__Directions for this task__
Search the data for the word "with" and copy every line where it occurs.

__Extracted data__
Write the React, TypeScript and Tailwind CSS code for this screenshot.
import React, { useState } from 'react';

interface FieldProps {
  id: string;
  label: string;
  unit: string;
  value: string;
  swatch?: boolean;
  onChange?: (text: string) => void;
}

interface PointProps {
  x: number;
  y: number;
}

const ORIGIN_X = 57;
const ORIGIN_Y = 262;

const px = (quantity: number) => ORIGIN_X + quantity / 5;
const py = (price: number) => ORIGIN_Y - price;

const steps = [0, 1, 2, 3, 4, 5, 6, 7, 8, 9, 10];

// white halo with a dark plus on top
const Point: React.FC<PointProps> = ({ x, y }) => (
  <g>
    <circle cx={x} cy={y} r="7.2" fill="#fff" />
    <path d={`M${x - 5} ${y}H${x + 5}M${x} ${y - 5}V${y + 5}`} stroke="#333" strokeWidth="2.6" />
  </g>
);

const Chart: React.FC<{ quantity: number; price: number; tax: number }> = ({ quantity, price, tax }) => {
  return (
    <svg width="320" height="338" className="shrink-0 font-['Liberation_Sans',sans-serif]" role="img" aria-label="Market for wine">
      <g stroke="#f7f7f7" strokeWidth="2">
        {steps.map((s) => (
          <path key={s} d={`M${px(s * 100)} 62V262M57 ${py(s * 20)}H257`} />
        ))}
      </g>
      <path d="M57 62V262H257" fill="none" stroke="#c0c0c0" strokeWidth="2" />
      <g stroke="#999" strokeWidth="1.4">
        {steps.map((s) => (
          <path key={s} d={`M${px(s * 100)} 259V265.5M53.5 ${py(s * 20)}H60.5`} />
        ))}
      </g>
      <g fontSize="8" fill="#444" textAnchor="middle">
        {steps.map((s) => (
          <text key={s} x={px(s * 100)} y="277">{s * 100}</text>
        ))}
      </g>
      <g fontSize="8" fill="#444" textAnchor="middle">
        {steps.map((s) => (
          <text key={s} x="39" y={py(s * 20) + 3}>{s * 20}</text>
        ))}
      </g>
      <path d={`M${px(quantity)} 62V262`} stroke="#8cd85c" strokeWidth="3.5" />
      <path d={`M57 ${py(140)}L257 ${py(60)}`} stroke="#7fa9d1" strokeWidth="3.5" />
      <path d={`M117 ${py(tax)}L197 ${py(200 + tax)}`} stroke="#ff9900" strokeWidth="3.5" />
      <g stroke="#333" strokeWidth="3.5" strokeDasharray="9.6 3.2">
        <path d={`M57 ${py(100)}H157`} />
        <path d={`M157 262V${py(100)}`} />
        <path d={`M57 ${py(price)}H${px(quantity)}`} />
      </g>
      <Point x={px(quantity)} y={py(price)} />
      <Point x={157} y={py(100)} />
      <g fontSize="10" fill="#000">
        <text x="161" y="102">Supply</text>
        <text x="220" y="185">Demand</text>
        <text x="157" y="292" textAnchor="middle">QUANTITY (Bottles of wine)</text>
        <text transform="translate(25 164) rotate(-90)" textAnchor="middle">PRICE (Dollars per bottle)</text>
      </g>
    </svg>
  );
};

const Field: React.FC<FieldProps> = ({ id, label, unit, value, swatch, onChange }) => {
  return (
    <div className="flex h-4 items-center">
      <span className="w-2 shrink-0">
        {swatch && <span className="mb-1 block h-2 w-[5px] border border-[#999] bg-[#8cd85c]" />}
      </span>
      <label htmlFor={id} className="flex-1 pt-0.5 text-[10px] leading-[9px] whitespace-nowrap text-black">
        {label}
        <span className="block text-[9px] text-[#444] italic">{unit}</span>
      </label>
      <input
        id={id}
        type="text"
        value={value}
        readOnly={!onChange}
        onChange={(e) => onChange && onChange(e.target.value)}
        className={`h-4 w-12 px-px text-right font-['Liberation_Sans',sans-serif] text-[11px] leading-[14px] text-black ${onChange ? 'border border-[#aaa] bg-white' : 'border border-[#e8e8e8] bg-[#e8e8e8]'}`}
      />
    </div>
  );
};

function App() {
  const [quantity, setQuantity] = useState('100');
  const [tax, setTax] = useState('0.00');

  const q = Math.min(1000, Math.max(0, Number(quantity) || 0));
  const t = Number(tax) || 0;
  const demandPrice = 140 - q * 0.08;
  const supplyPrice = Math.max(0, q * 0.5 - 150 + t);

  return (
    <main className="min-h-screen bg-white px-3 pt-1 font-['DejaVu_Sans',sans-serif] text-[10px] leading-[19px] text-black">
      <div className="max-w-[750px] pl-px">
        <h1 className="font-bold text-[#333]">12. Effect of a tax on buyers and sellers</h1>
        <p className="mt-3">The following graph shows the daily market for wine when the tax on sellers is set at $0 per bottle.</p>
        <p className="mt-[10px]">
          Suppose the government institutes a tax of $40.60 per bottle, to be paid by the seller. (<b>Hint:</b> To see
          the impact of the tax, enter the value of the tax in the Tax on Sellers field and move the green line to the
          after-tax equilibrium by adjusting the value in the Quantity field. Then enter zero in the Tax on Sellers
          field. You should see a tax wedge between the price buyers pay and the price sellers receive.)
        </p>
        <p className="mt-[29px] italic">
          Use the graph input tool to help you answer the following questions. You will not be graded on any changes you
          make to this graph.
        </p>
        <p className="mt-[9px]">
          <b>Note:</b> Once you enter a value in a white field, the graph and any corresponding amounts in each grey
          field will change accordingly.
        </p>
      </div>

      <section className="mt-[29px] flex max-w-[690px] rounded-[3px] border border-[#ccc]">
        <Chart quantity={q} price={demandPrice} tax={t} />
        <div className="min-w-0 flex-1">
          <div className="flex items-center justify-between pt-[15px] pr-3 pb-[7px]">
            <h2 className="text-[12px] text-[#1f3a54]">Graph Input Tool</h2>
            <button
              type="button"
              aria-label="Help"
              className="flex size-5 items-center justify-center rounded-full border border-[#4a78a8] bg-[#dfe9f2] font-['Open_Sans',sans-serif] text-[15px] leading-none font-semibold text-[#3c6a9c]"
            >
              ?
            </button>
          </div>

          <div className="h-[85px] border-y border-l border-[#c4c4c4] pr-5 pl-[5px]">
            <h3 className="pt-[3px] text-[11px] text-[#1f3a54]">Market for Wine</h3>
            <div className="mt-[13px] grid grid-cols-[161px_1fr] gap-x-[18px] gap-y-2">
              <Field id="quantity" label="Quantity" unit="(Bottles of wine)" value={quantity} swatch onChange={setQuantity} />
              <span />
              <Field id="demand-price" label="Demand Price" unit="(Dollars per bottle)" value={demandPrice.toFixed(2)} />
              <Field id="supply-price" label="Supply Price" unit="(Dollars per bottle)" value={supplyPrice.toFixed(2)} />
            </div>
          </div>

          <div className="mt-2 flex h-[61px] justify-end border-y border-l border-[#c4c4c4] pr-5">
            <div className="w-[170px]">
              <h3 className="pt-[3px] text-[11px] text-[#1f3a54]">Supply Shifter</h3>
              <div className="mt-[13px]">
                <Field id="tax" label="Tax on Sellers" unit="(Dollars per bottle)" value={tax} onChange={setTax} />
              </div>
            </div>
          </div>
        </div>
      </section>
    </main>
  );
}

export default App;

--

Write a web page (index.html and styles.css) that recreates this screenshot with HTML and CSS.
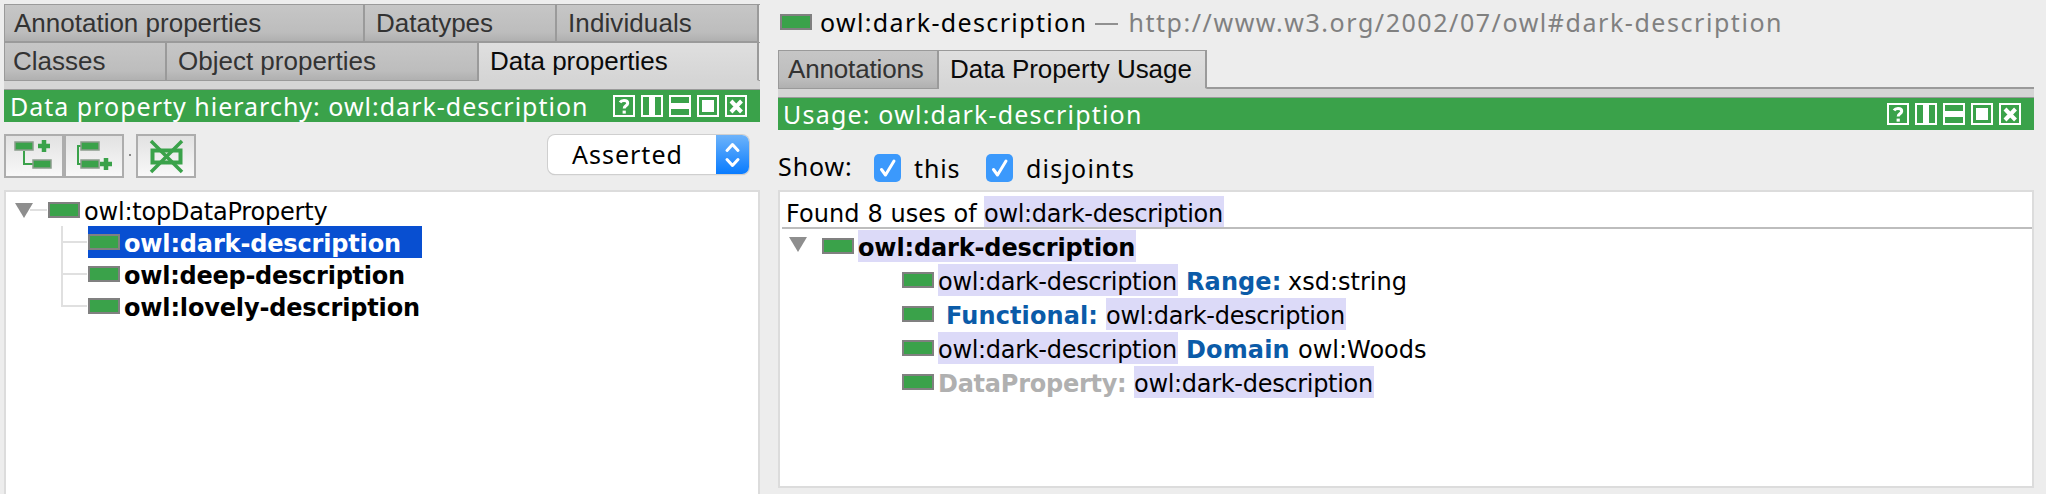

__Complete output__
// white halo with a dark plus on top
Write a web page (index.html and styles.css) that recreates this screenshot with HTML and CSS.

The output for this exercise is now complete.